[REQUEST]: Set down the listing below verbatim, but only from its first line through the line containing "the dialog ---- */".

--- Start of COLLECTED DATA ---

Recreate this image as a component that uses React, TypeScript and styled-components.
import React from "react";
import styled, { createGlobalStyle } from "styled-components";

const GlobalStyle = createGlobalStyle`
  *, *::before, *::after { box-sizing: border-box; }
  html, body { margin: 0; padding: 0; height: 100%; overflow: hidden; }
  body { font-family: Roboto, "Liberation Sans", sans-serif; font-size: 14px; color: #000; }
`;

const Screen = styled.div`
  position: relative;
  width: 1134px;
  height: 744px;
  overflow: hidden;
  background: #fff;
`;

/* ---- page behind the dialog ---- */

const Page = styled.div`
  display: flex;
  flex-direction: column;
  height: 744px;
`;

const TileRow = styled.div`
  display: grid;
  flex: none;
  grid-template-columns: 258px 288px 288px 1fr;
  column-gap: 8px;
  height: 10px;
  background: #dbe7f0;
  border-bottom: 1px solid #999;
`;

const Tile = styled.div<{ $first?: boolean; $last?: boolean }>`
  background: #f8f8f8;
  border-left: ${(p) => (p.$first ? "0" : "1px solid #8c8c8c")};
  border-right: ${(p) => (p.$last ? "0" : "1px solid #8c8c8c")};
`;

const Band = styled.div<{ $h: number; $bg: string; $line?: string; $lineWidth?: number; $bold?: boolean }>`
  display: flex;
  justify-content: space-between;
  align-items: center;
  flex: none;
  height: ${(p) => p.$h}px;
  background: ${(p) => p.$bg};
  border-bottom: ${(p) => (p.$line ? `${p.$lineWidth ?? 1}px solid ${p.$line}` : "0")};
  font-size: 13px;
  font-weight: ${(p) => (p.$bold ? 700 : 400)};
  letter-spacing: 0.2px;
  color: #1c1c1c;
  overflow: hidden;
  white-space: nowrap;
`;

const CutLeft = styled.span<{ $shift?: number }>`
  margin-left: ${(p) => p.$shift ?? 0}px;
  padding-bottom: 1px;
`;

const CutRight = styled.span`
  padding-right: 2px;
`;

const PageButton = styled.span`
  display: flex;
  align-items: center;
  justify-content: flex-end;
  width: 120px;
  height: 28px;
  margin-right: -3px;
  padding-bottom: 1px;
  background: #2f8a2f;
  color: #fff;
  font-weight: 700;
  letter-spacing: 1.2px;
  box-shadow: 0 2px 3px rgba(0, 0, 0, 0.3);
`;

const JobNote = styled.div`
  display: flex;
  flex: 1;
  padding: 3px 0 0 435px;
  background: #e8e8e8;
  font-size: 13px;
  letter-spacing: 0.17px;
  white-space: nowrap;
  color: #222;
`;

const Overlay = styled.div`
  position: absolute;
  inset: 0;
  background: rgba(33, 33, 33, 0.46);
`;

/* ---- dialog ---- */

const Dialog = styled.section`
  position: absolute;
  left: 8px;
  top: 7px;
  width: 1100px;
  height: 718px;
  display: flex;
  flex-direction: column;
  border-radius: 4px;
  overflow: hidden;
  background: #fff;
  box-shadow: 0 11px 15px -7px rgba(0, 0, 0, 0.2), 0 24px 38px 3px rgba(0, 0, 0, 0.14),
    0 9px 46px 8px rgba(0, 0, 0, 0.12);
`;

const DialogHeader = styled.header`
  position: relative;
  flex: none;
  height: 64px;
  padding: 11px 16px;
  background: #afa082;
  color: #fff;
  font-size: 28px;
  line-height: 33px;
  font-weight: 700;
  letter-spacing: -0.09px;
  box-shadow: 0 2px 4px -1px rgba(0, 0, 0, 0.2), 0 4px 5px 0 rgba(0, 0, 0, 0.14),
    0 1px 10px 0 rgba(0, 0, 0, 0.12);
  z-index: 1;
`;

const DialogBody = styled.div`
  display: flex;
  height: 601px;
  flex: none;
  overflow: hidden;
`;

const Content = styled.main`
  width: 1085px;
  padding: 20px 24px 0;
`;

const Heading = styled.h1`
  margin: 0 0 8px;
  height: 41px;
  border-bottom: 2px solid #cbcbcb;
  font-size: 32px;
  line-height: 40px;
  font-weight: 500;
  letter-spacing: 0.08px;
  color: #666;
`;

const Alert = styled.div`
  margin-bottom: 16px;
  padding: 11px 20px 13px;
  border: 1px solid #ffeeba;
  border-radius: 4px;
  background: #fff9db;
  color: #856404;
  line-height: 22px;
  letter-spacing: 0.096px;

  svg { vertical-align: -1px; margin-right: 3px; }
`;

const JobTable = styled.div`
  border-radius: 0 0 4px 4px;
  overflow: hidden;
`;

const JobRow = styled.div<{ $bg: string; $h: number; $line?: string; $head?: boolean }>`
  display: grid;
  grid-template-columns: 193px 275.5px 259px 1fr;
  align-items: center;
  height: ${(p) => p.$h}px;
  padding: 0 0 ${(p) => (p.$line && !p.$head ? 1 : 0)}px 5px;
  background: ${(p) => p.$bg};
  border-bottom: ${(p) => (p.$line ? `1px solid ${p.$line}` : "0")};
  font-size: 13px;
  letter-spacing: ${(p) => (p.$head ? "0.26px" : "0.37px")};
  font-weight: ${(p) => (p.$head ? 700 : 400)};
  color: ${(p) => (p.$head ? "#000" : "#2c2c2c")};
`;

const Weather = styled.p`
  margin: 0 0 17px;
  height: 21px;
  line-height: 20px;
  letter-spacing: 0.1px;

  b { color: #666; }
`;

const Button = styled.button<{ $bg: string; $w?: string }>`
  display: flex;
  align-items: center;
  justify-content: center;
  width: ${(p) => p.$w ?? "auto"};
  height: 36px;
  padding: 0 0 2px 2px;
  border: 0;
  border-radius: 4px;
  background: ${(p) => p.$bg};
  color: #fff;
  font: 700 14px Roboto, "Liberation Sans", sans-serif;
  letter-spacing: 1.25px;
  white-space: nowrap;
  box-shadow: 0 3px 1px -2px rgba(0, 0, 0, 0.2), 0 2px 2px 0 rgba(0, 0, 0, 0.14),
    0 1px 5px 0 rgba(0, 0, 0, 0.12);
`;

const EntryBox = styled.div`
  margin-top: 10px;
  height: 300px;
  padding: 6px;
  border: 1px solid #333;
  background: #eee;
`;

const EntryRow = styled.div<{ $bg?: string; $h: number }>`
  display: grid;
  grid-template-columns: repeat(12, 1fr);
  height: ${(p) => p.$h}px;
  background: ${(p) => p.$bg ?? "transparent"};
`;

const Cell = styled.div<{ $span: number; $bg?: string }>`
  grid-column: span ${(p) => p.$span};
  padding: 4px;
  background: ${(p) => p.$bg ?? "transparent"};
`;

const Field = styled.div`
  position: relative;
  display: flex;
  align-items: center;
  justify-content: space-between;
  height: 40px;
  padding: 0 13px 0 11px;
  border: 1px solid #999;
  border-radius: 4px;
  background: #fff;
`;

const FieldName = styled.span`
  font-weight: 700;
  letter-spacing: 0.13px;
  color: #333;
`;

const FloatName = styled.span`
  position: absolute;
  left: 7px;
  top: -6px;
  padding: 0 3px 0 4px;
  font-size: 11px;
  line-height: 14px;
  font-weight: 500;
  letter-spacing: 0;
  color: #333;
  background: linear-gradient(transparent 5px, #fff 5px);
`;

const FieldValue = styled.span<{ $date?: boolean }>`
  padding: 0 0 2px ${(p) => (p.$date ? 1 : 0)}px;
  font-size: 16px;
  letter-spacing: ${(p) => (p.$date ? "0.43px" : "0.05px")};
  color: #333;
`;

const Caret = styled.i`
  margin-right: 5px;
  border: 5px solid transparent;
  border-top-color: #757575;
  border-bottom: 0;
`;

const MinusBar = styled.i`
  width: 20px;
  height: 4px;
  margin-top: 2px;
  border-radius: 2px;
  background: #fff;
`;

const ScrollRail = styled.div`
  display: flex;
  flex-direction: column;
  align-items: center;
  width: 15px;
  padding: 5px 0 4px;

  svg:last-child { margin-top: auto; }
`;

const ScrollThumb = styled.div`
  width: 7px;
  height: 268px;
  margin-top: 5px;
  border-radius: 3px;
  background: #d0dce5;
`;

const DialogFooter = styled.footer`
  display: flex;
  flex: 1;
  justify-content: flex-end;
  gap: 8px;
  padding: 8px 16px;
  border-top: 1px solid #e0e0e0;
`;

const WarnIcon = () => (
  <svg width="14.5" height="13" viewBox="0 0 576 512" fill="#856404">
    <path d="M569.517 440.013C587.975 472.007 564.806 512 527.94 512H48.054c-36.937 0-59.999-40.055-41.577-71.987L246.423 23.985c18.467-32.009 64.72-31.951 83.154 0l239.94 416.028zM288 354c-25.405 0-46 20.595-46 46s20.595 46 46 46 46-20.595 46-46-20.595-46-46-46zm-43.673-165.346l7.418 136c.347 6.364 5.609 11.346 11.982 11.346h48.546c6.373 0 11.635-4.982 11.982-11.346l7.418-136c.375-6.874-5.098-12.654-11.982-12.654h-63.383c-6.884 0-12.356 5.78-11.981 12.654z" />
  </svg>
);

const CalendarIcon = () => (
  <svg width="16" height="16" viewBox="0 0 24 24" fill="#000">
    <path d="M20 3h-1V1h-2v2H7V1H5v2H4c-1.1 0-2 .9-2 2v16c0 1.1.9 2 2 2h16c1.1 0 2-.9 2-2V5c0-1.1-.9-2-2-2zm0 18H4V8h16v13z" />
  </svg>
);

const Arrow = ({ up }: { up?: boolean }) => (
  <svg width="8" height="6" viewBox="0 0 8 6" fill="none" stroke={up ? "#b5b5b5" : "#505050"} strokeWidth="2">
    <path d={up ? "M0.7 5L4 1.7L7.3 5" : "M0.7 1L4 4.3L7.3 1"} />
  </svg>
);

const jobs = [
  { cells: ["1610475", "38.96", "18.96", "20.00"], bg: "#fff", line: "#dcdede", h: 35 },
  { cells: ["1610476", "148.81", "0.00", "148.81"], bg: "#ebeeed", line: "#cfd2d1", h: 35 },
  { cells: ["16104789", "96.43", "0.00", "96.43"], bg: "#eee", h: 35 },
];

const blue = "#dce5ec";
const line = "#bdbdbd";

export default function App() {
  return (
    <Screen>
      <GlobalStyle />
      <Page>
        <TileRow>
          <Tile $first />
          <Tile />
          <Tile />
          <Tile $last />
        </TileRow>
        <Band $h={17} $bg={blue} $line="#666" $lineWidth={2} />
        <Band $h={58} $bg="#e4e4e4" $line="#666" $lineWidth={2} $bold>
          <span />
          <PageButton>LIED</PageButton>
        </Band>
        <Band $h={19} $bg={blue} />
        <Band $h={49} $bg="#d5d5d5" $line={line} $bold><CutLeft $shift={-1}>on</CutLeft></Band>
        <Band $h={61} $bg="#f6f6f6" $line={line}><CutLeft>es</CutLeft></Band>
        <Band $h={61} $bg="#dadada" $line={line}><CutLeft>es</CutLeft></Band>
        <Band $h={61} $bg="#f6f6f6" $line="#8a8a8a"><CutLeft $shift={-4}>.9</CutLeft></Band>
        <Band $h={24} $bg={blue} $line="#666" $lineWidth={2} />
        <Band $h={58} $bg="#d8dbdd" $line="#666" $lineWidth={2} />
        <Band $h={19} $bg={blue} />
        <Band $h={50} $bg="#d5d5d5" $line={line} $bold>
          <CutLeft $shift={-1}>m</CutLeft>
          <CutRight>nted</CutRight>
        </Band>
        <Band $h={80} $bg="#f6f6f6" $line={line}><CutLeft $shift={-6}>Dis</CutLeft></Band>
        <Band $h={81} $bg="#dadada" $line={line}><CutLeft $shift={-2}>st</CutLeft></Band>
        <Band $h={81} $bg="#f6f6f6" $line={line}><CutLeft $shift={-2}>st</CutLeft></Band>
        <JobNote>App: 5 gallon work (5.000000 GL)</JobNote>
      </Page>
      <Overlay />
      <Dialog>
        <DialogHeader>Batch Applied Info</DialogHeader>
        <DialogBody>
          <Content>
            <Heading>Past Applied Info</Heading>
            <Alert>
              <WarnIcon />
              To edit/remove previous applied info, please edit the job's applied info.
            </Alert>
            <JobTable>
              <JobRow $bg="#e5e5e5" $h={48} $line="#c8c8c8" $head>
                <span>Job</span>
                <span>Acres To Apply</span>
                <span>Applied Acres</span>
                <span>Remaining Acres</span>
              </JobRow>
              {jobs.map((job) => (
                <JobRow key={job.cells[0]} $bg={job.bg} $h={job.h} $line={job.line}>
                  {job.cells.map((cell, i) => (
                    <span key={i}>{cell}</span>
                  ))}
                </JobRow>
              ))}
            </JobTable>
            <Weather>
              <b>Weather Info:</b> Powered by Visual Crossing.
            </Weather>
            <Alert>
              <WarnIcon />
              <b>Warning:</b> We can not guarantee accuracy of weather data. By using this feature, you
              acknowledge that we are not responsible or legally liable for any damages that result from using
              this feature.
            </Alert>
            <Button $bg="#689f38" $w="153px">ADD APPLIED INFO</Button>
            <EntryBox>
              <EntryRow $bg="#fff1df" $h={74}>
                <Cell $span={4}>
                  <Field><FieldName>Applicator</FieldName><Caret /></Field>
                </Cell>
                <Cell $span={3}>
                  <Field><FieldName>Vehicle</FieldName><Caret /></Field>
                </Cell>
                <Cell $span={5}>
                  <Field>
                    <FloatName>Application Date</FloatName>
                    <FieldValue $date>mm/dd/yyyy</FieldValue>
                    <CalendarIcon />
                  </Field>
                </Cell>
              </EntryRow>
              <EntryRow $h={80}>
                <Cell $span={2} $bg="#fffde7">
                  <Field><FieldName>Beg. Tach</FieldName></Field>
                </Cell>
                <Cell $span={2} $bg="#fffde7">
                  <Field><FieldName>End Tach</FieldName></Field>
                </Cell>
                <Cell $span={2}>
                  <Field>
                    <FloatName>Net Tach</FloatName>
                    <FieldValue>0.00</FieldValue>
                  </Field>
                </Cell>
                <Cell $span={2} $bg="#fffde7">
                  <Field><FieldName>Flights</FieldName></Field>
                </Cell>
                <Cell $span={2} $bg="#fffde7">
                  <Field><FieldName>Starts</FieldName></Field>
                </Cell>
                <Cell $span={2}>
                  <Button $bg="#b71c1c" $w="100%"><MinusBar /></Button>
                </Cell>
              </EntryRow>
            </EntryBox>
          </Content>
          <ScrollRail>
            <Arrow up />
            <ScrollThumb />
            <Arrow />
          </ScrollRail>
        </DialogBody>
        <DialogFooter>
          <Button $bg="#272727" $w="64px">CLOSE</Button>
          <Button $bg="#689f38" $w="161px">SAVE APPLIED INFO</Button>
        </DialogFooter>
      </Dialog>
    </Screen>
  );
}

--- End of COLLECTED DATA ---

[SOLUTION TO THIS TASK]:
Recreate this image as a component that uses React, TypeScript and styled-components.
import React from "react";
import styled, { createGlobalStyle } from "styled-components";

const GlobalStyle = createGlobalStyle`
  *, *::before, *::after { box-sizing: border-box; }
  html, body { margin: 0; padding: 0; height: 100%; overflow: hidden; }
  body { font-family: Roboto, "Liberation Sans", sans-serif; font-size: 14px; color: #000; }
`;

const Screen = styled.div`
  position: relative;
  width: 1134px;
  height: 744px;
  overflow: hidden;
  background: #fff;
`;

/* ---- page behind the dialog ---- */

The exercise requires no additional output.